Thursday, October 22, 2009 11:46:00 AM  
Blogger Ken Houghton said...

On further review:

I note that the first film was released commercially in Spain on 4 Sep 2001. Can it be coincidence that the bombing of the Two Towers was (according to rumor) then moved up a week to 11 Sep?

Thursday, October 22, 2009 11:53:00 AM  
Blogger scripto said...

""Yeah, but I didn't know that when I switched. It wasn't my choice."
""Don't worry, Partner," the pilot said. "I'll get you there."

I think you hit it on the head. This whole thing is rife (rafe?) with repressed homosexuality. I'm thinking Lahaye is working through a few uncomfortable Scout camp experiences with all this Cowboy Pals around the Campfire stuff.

One a side note: I drove for awhile and I can tell you that the ratio of truck drivers telling you they were blown (blowed?) to drivers actually being blown is about 10,000:1. We were riding one guy about his choice of CB dates one day, he got all irate and told us, "She's not a whore, she's a pros-tee-tute!".

Friday, October 23, 2009 6:53:00 AM  
Blogger Drek said...

Ken: 9/11 as vengeance for Left Behind? I can almost believe that...

Scripto: I am of course not trying to perpetuate stereotypes about truckers here. At the same time, nothing else in Left Behind is true to life, so I may as well take advantage of unrealistic stereotypes for humor value.

Friday, October 23, 2009 7:02:00 AM  
Blogger JLT said...

Argh. That's really painful to read.

"Without a hint of their meaning, he [Rayford] read, "Let the one who is thirsty come; let the one who wishes take the water of life without cost."
Jesus wouldn't have been the one who was thirsty. He would not have been the one who wished to take the water of life. That, Rayford assumed, referred to the reader. It struck him that he was thirsty, soul thirsty. But what was the water of life? He had already paid a terrible cost for missing it. Whatever it was, it had been in this book for hundreds of years."

English isn't my first language and the last time I attended a church service* is over twenty years ago but even I recognise the verse and know what it means. That's well-known religious imagery.
But, according to the authors, Rayford'd never heard of it.
I’m sure he’s tracing the line with his finger while reading.

"Rayford glanced at the last chapter as a whole. Three other verses had red letters, and two of those repeated the business about coming quickly."

-- Uh, red letters, that seems to be important.

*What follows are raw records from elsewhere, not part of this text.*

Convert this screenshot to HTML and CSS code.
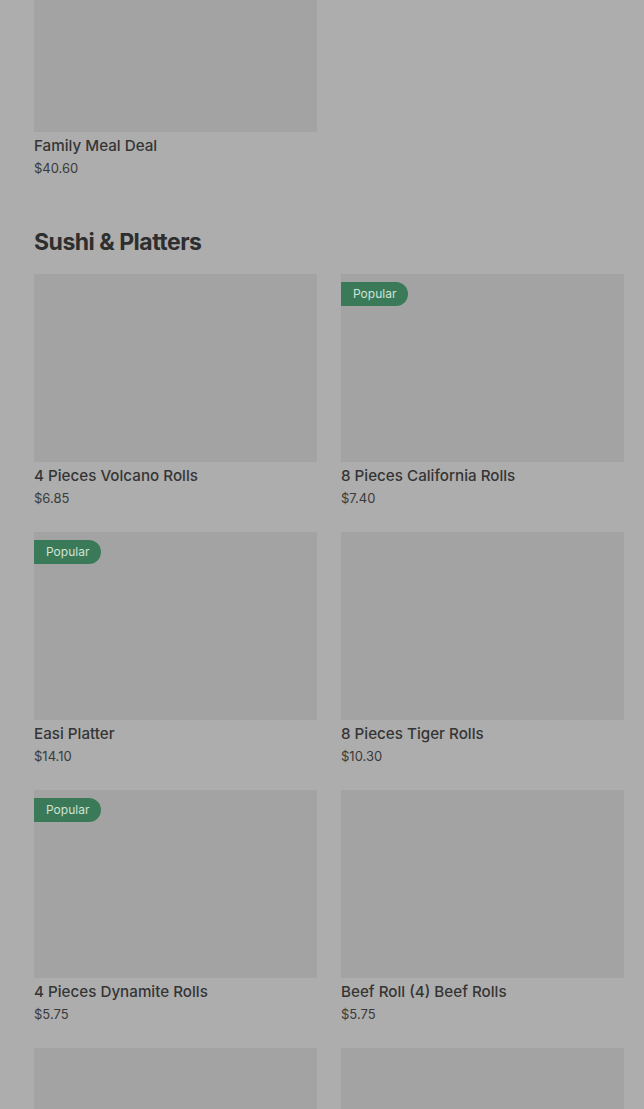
FILE: index.html
```html
<!DOCTYPE html>
<html>
  <head>
    <title>Menu</title>
    <meta name="viewport" content="width=device-width, initial-scale=1.0" />
    <link rel="stylesheet" href="styles.css">
  </head>
  <body>
    <main class="menu">
      <section class="category">
        <div class="grid">
          <div class="item">
            <div class="thumb"></div>
            <p class="name">Family Meal Deal</p>
            <p class="price">$40.60</p>
          </div>
        </div>
      </section>
      <section class="category">
        <h2 class="title">Sushi &amp; Platters</h2>
        <div class="grid">
          <div class="item">
            <div class="thumb"></div>
            <p class="name">4 Pieces Volcano Rolls</p>
            <p class="price">$6.85</p>
          </div>
          <div class="item">
            <div class="thumb"><span class="badge">Popular</span></div>
            <p class="name">8 Pieces California Rolls</p>
            <p class="price">$7.40</p>
          </div>
          <div class="item">
            <div class="thumb"><span class="badge">Popular</span></div>
            <p class="name">Easi Platter</p>
            <p class="price">$14.10</p>
          </div>
          <div class="item">
            <div class="thumb"></div>
            <p class="name">8 Pieces Tiger Rolls</p>
            <p class="price">$10.30</p>
          </div>
          <div class="item">
            <div class="thumb"><span class="badge">Popular</span></div>
            <p class="name">4 Pieces Dynamite Rolls</p>
            <p class="price">$5.75</p>
          </div>
          <div class="item">
            <div class="thumb"></div>
            <p class="name">Beef Roll (4) Beef Rolls</p>
            <p class="price">$5.75</p>
          </div>
          <div class="item">
            <div class="thumb"></div>
          </div>
          <div class="item">
            <div class="thumb"></div>
          </div>
        </div>
      </section>
    </main>
  </body>
</html>
```

FILE: styles.css
```css
body {
  margin: 0;
  height: 1109px;
  overflow: hidden;
  background-color: #adadad;
  font-family: Inter, "Noto Sans", sans-serif;
  color: #333333;
}
.menu {
  margin-top: -56px; /* page is scrolled */
  padding: 0 20px 0 34px;
}
.category {
  margin-bottom: 48px;
}
.title {
  margin: 0 0 16px;
  font-size: 23px;
  font-weight: 700;
  letter-spacing: -0.5px;
  line-height: 32px;
  color: #2e2e2e;
}
.grid {
  display: grid;
  grid-template-columns: repeat(2, 283px);
  column-gap: 24px;
  row-gap: 24px;
}
.thumb {
  position: relative;
  height: 188px;
  background-color: #a3a3a3;
  margin-bottom: 3px;
}
.badge {
  position: absolute;
  top: 8px;
  left: 0;
  height: 24px;
  line-height: 24px;
  padding: 0 12px;
  font-size: 12px;
  color: #cfe3d6;
  background-color: #3b7a58;
  border-radius: 0 12px 12px 0;
}
.name {
  margin: 0;
  font-size: 15.2px;
  font-weight: 500;
  line-height: 22px;
  color: #353535;
}
.price {
  margin: 1px 0 0;
  font-size: 13px;
  line-height: 20px;
  color: #3a3a3a;
}
```
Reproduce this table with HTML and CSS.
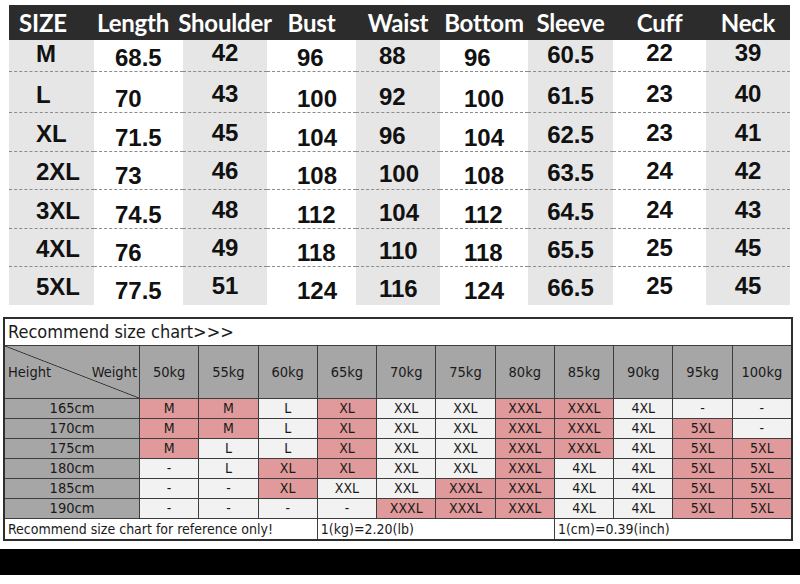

Thank God (haha), it’d take me weeks to read the whole page, I’ll just read the red bits. Nice short words in there, too. [mumbles, brows furrowed] "Let the one who is ... thi..thirs..ty come...". --

” But what was the water of life? [...] Whatever it was, it had been in this book for hundreds of years."

The bible is soaked? The water of life is really dry and dusty?

* other than funerals, weddings, and baptisms.